The Desire to Make a Game Makes It Easier to Work in Different Time Zones
Progress in the initial few months was incredibly slow, and the constant adjustments made to the UI design resulted in time being wasted. But these are the hazards which are part and parcel of the aforementioned “experiential design”. Working remotely with another team member across a massive time zone difference is going to be a challenge anyways. But both Kimberly and I are willing to incorporate daily adjustments into our routine and sit down to discuss things that need to be done (collaborative tools like Trello or Gliffy are incredibly handy in situations like this).
Exist may still be at an early stage, but its first part of the journey has been quite eventful, with the game undergoing many facelifts and changes, particularly in the structure, which is now non-linear, and the player takes in the thought process of the character, as opposed to the linear progression of the earlier build. Environments have become more beautiful and the world is now more alive with Kimberly’s contribution. We’ve used some feedback we received at Casual Connect Asia and tried making some elements less vague. Although I hope that all the drastic changes are all behind us, there is always a risk of some new ones when you’re developing a game based on a set of people’s experiences.

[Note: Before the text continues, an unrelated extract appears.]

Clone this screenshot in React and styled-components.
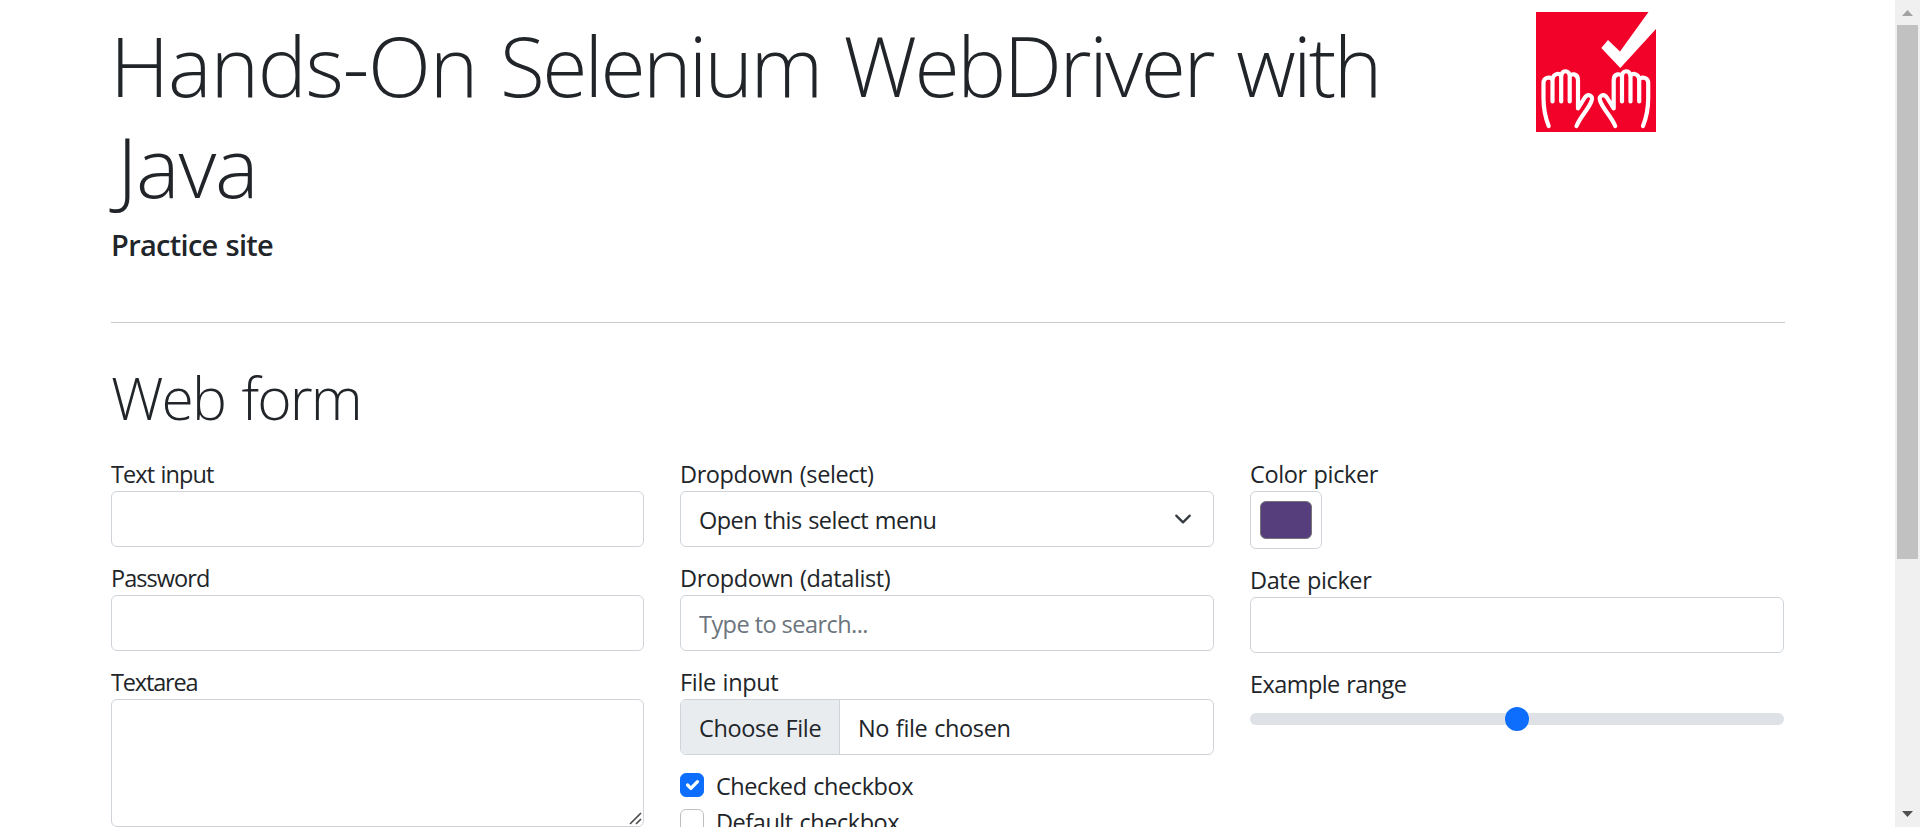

We’re close to finishing the first of the three “questions” of the game and, while it may have taken us quite a while to reach this point, now the algorithms and most of the backend work we’ve dealt with should make the process comparatively smoother from here onwards.
Exist will be released in the first three months of 2015 for PC and Mac. The developers say that they’re not planning any new platforms for the nearest future, since they prefer to focus on one single task at a time.